Postulating & Pontificating: The Bare Supplements

When a movie just isn’t good enough!

A quick introduction to what I am hoping will be an, at the very least, occasional segment on Bill’s Movie Emporium. I’ve long kept my blog to movie reviews and movie reviews only. Last year I started reviewing film related podcasts, but the blog was still centered around movie reviews. That isn’t going to change, Bill’s Movie Emporium is first and foremost a home for my film reviews, because that is my hobby and my passion. However, I’ve been toying with the idea of adding a column to the blog that would consist of my opinions on various issues within the world of film and movie watching. I’m not sure if this will work, but it’s worth the attempt I think. Either way, it’s here and I’m going to give it a go. Hopefully my readers, as well as those who only pop in to tell me how stupid I am, will enjoy this occasional Friday feature.

“The artwork for Three Outlaw Samurai definitely makes up for the lack of supplements.”

The above quote comes from Ryan Gallagher’s Twitter account. Mr. Gallagher is the host of The Criterion Cast, a film enthusiast, and an all around great guy. It’s because of my exposure to guys like Mr. Gallagher, as well as my continued explorations into the world of film related podcasts, that I have begun to think more and more about the idea of supplements. However, before I plunge headfirst into my opinions on the issue a quick rundown of supplements is in order.

Take a look at the back cover of any DVD or BD you own, or just go to the main menu of any of those same DVDs or BDs. Most films have a section called “Special Features,” and this is the home of the supplements. In this section you’ll see options for commentaries on the film, TV and theatrical trailers for the film, deleted scenes, outtakes, cast & crew interviews, documentaries, and more. These are the supplemental features as in they supplement the main reason to purchase a DVD/BD, the film itself. There are also DVD/BD releases that are referred to as bare bones because they feature either no supplements or only a few throw away supplements. That’s about the most that is needed to be known about supplements in order to understand the opinion I am about to give.

The reason I supplied the quote from Mr. Gallagher is because he is a man who loves supplements. His podcast, The Criterion Cast, spends a lot of time talking about supplements. He represents a large portion of the cinephile population, the portion who aren’t happy with just getting the movie on DVD/BD. The movie isn’t enough for them, they need the extra oomph that the supplements provide to make their purchase of a given DVD/BD feel like money well spent. Or maybe they don’t, I’m not them and I don’t lay claim to understanding the minds of others.

I am content with just the movie and the movie alone. Supplements don’t matter to me and I don’t see a time when they ever will. It’s cool that a company like The Criterion Collection puts so much time and effort into making sure their customers usually have a load of supplements to choose from on any of their DVD/BD releases. As much as I admire The Criterion Collection’s efforts in that regard, I don’t need supplements. When The Criterion Collection comes out with a BD version of The Lady Vanishes I only care that I am getting a higher quality transfer of a film I love. Truth be told I will most likely never check out the supplements on the company’s BD release of that film. The one obvious exception being the inclusion of another full length feature or short film. Those I will seek out on any given disc, but even still they aren’t something I need on a DVD or BD.
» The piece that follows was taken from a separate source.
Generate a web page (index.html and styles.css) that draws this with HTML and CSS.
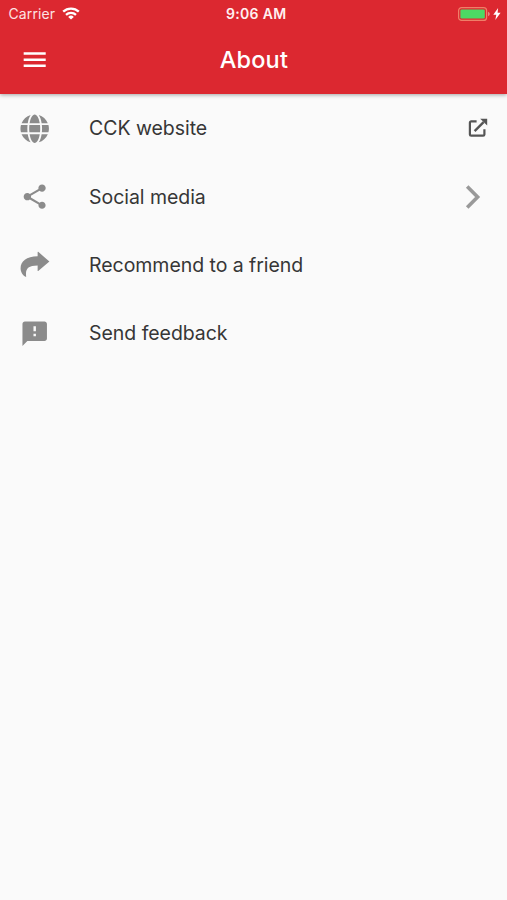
FILE: index.html
```html
<!DOCTYPE html>
<html lang="en">
<head>
<meta charset="utf-8">
<title>About</title>
<link rel="stylesheet" href="styles.css">
</head>
<body>
<header class="header">
  <div class="status">
    <div class="status-left">
      <span class="carrier">Carrier</span>
      <svg class="wifi" viewBox="0 0 18 13" fill="none" stroke="#fff" stroke-width="2.3"><path d="M1.2 4.7a11.3 11.3 0 0 1 15.6 0M4 7.9a7.3 7.3 0 0 1 10 0"/><path d="M9 12.6L6.2 9.9a4 4 0 0 1 5.6 0z" fill="#fff" stroke="none"/></svg>
    </div>
    <span class="time">9:06 AM</span>
    <div class="status-right">
      <svg class="battery" viewBox="0 0 32 14"><rect x=".6" y=".6" width="28" height="12.8" rx="3" fill="none" stroke="#ef7f68" stroke-width="1.2"/><rect x="2.4" y="2.4" width="24.4" height="9.2" rx="1.4" fill="#4cd964"/><path d="M30.2 4.8q1.5.7 1.5 2.2t-1.5 2.2z" fill="#ef9a9a"/></svg>
      <svg class="bolt" viewBox="0 0 8 12"><path d="M5.1 0L.3 6.800h3L2.300 12l5.300-7.300h-3z" fill="#fff"/></svg>
    </div>
  </div>
  <div class="appbar">
    <svg class="icon" viewBox="0 0 24 24"><path d="M3 18h18v-2H3v2zm0-5h18v-2H3v2zm0-7v2h18V6H3z"/></svg>
    <h1 class="title">About</h1>
    <span class="icon"></span>
  </div>
</header>
<main class="list">
  <div class="row">
    <svg class="icon" viewBox="-8 0 512 512"><path d="M336.500 160C322 70.700 287.800 8 248 8s-74 62.700-88.500 152h177zM152 256c0 22.200 1.200 43.500 3.300 64h185.300c2.100-20.500 3.300-41.800 3.300-64s-1.200-43.500-3.300-64H155.300c-2.100 20.500-3.300 41.800-3.300 64zm324.700-96c-28.600-67.900-86.500-120.400-158-141.600 24.400 33.800 41.200 84.700 50 141.600h108zM177.200 18.400C105.800 39.600 47.800 92.100 19.300 160h108c8.700-56.900 25.500-107.800 49.900-141.600zM487.400 192H372.700c2.100 21 3.300 42.500 3.300 64s-1.200 43-3.300 64h114.600c5.500-20.500 8.600-41.800 8.600-64s-3.100-43.500-8.500-64zM120 256c0-21.500 1.200-43 3.300-64H8.600C3.200 212.500 0 233.800 0 256s3.200 43.500 8.600 64h114.600c-2-21-3.200-42.500-3.200-64zm39.500 96c14.500 89.300 48.700 152 88.500 152s74-62.700 88.500-152h-177zm159.300 141.600c71.400-21.200 129.400-73.700 158-141.600h-108c-8.800 56.900-25.600 107.800-50 141.600zM19.300 352c28.600 67.900 86.500 120.400 158 141.600-24.400-33.800-41.200-84.700-50-141.600h-108z"/></svg>
    <span class="label">CCK website</span>
    <svg class="external" viewBox="0 0 20 20" fill="none" stroke="#555" stroke-width="2.2"><path d="M8.600 3.400H3.200a1.300 1.300 0 0 0-1.300 1.300v11.700a1.300 1.300 0 0 0 1.300 1.300h11.900a1.300 1.300 0 0 0 1.300-1.300v-5.200"/><path d="M6.600 13.200L15.600 4.200" stroke-width="2.400"/><path d="M12.200.8h7v6.700z" fill="#555" stroke="none"/></svg>
  </div>
  <div class="row">
    <svg class="icon" viewBox="0 0 24 24"><path d="M18 16.080c-.76 0-1.440.3-1.960.77L8.910 12.700c.05-.23.09-.46.09-.7s-.04-.47-.09-.7l7.050-4.110c.54.5 1.250.81 2.040.81 1.660 0 3-1.340 3-3s-1.340-3-3-3-3 1.340-3 3c0 .24.04.47.09.7L8.040 9.810C7.500 9.310 6.790 9 6 9c-1.660 0-3 1.340-3 3s1.340 3 3 3c.79 0 1.500-.31 2.040-.81l7.120 4.160c-.05.21-.08.43-.08.65 0 1.610 1.310 2.920 2.920 2.920s2.920-1.310 2.920-2.920-1.310-2.920-2.920-2.920z"/></svg>
    <span class="label">Social media</span>
    <svg class="chevron" viewBox="0 0 16 24" fill="none" stroke="#999" stroke-width="3.600"><path d="M2.200 1.600L12.600 12 2.200 22.400"/></svg>
  </div>
  <div class="row">
    <svg class="icon" viewBox="0 0 30 30"><path d="M30 11.700L18.600 1.900q-.6-.4-.6.3v4.200C6.500 6.700.6 11.400.6 18.700c0 4 2.200 7.300 5.200 8.700q.6.200.5-.4C5.400 19.600 7.800 15.900 18 15.900v5.200q0 .7.600.3z"/></svg>
    <span class="label">Recommend to a friend</span>
  </div>
  <div class="row">
    <svg class="icon" viewBox="0 0 24 24"><path d="M20 2H4c-1.100 0-1.990.9-1.990 2L2 22l4-4h14c1.100 0 2-.9 2-2V4c0-1.100-.9-2-2-2zm-7 12h-2v-2h2v2zm0-4h-2V6h2v4z"/></svg>
    <span class="label">Send feedback</span>
  </div>
</main>
</body>
</html>
```
FILE: styles.css
```css
* { box-sizing: border-box; }
body {
  margin: 0;
  min-height: 900px;
  background: #fafafa;
  color: #363636;
  font-family: Inter, "Liberation Sans", sans-serif;
}
svg { display: block; flex: none; }
.header {
  height: 93.5px;
  background: #dc2830;
  color: #fff;
  box-shadow: 0 1px 4px rgba(0, 0, 0, .35);
}
.status {
  display: grid;
  grid-template-columns: 1fr auto 1fr;
  align-items: center;
  height: 26px;
  padding: 1px 6px 0 8.5px;
  line-height: 16px;
}
.status-left, .status-right { display: flex; align-items: center; }
.status-left { gap: 7px; }
.status-right { justify-content: flex-end; gap: 3px; }
.carrier { font-size: 14px; letter-spacing: .1px; color: #fde3e3; }
.time { font-size: 14px; font-weight: 600; letter-spacing: .35px; margin-left: 3px; color: #fff0f0; }
.wifi { width: 18px; height: 13px; }
.battery { width: 32px; height: 14px; }
.bolt { width: 8px; height: 12px; }
.appbar {
  display: flex;
  align-items: center;
  justify-content: space-between;
  height: 68px;
  padding: 0 19.5px 0 20.3px;
}
.title {
  margin: 0;
  font-size: 23.5px;
  line-height: 30px;
  font-weight: 500;
  letter-spacing: .2px;
}
.icon { width: 29.4px; height: 29.4px; fill: #8b8b8b; }
.appbar .icon { fill: #fff; }
.list { padding-top: .6px; }
.row {
  display: flex;
  align-items: center;
  height: 68.4px;
  padding: 0 18.7px 0 20.4px;
}
.label {
  flex: 1;
  margin-left: 39.3px;
  font-size: 19.5px;
  line-height: 26px;
  letter-spacing: -.05px;
}
.external { width: 20px; height: 20px; }
.chevron { width: 16px; height: 24px; margin-right: 7.4px; }
```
That doesn’t mean that I think that supplements are useless. They aren’t for me, but that is much different than supplements being useless. I perceive that other cinephiles need supplements, and I’m not saying that’s a bad thing. We all look for different things in our movie universes. I love listening to film related podcasts, but I know many others who could care less about listening to other people discuss movies. I am a cinephile who likes to watch movies in their proper aspect ratio and in the best possible transfer of that film. There are others who only want to watch the movie. If it’s in a lesser transfer, the wrong aspect ratio, or on a screen that is super small they don’t care because they are doing what they want to do and watching the movie. My point is that people can love many different aspects of the world of film, that’s one of the greatest aspects of being a cinephile.

As I’ve said a few times, I don’t need supplements, I am happy with a bare bones release of a film as long as the quality of the transfer is good. Yet I know there are oodles of people who love supplements and they give me the impression that they couldn’t live in a film universe where they didn’t have supplemental features to go along with the film itself. I’m happy buying a film because it is the film I want to watch. I won’t even spare a glance at the back cover to see what supplements have been loaded onto the disc. For me the question of to supplement or not to supplement is answered with a resounding, “eh, that’s okay.”


5 responses to “Postulating & Pontificating: The Bare Supplements

  1. Heh, it actually does kind of bumb me out that ‘Three Outlaw Samurai’ is ‘bare-bones.’ Especially from Criterion. That it a little strange…

    I won’t won’t hide the fact that I greatly enjoy supplements. This sort of conversation has been had over at Filmspotting before, but I love to know the context and conditions under which a film is made. It won’t necessarily change my opinion on a movie ( I like what I like and I don’t like what I don’t like) but added info as to why and how movies turn out the way they do is something I love digging up.

  2. It’s interesting Edgar that in thinking of this topic that is not a train of thought I took into consideration. Supplements as an additional source or knowledge or context about a film are certainly nifty. I have no problem with people watching supplements for any reason, that reason included. I don’t really have an issue with supplements either, my main point was simply that I don’t seek out supplements on DVDs or BDs as they don’t matter to me as much as simply getting a good quality transfer of the film does.

    I do like your discussion point though, so thanks for that. 🙂

  3. I’m a sucker for supplements as long as it’s worth watching. Something that the Criterion Collection often does and with great results.

  4. Indeed, as far as supplements and the overall package of a DVD/BD release goes almost no none does it better than Criterion.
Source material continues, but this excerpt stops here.